Microsoft thinks you should get off XP, right now [RSA conf]

Entrance to Microsoft Redmond Campus

Entrance to Microsoft Redmond Campus

If you are among the 21% of people still using Windows XP, Microsoft would really like you to stop and upgrade to something newer as it is more secure. Besides, it’s time.

Released today at the RSA Conference in Amsterdam, Microsoft’s Security Intelligence Report volume 15, serves up analysis based on threat intelligence gathered more than one billion systems worldwide. The report provides in-depth perspectives on exploits, vulnerabilities and malware to help its customers manage risk.

In particular, the report explores the risks of running Windows XP. It reveals that systems running Windows XP, which will no longer be supported by the folks from Redmond after 8 April 2014, are far more likely to be compromised than their Windows 8 counterparts.

Even though Windows 8 and XP receive similar amounts of malware attacks, XP is apparently six times more likely to be infected.

Jeff Jones, Director, Microsoft Corporation, reckons this could be attributed to both hindsight and understanding systems as well the fact that Windows 8 is controlled by an app store making it not as fallible to browser-based attacks.

The report found the following to be the top three worldwide threats for those running Windows XP:

Sality. A malware family that can steal personal information and lower a PC’s security settings.

Ramnit. Malware that infects Windows executable files, Microsoft Office files and HTML files.

Vobfus. A family of worms that can download other malware onto a PC; they can be downloaded by other malware or spread via removable drives, such as USB flash drives.

In South Africa:

Win32/Vobfus. Worms that spread via networks and removable drive, and download arbitrary files.

INF/Autorun. Worms that spread through networks or removable drives of infected computers.

Win32/Enosch. Worms that steal documents and email them to remote attackers.

For Jones, if there is one thing that consumers or IT professionals should take away from the report, it’s that “it is time to get off XP.”

“We have given consumers about 12 years to upgrade and come April, XP will be no more. We won’t release any more patches. If people are still using XP they will be at risk,” he says. “Tech professions do have options if they still need to be on XP for some reason. They can move to Windows 8 — 8 Pro has hyperV built in, they can install it and run an XP VM.”

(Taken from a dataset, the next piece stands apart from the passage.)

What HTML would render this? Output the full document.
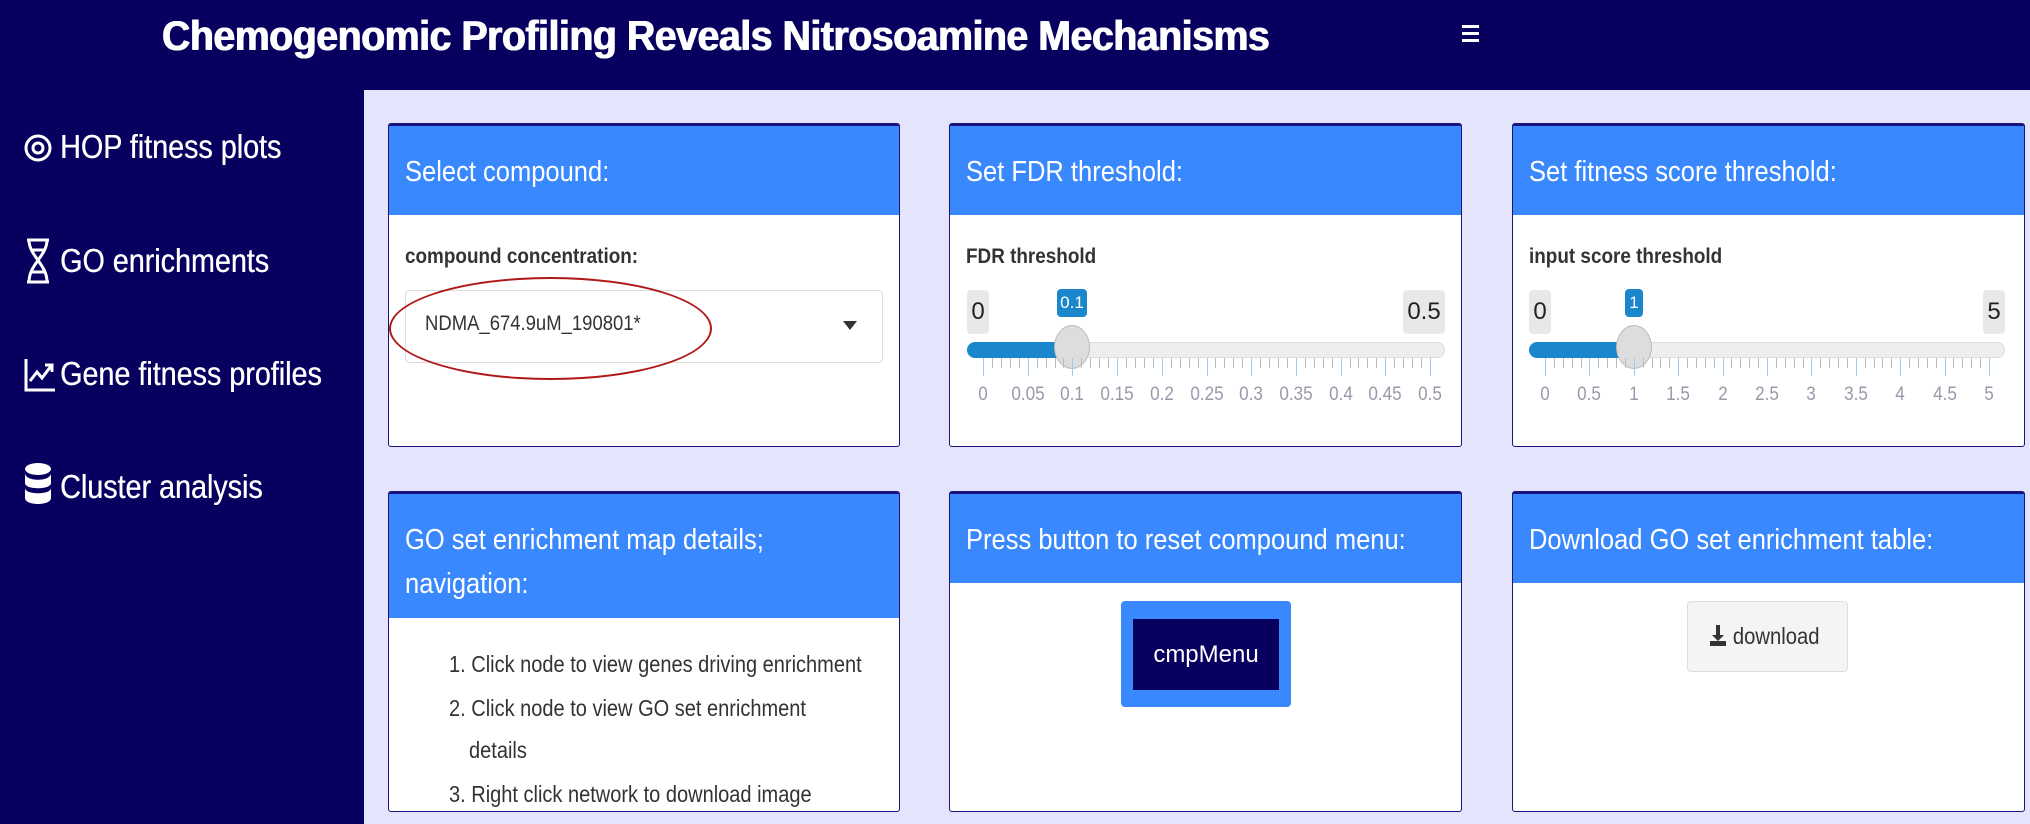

According to Tim Rains, director of Microsoft Trustworthy Computing, the data that the report provides “will help illustrate the positive impact that security innovations in newer operating systems are having. Modern operating systems such as Windows 8 include advanced security technologies that are specifically designed to make it harder, more complex, more expensive, and therefore, less appealing for cyber criminals to exploit vulnerabilities.”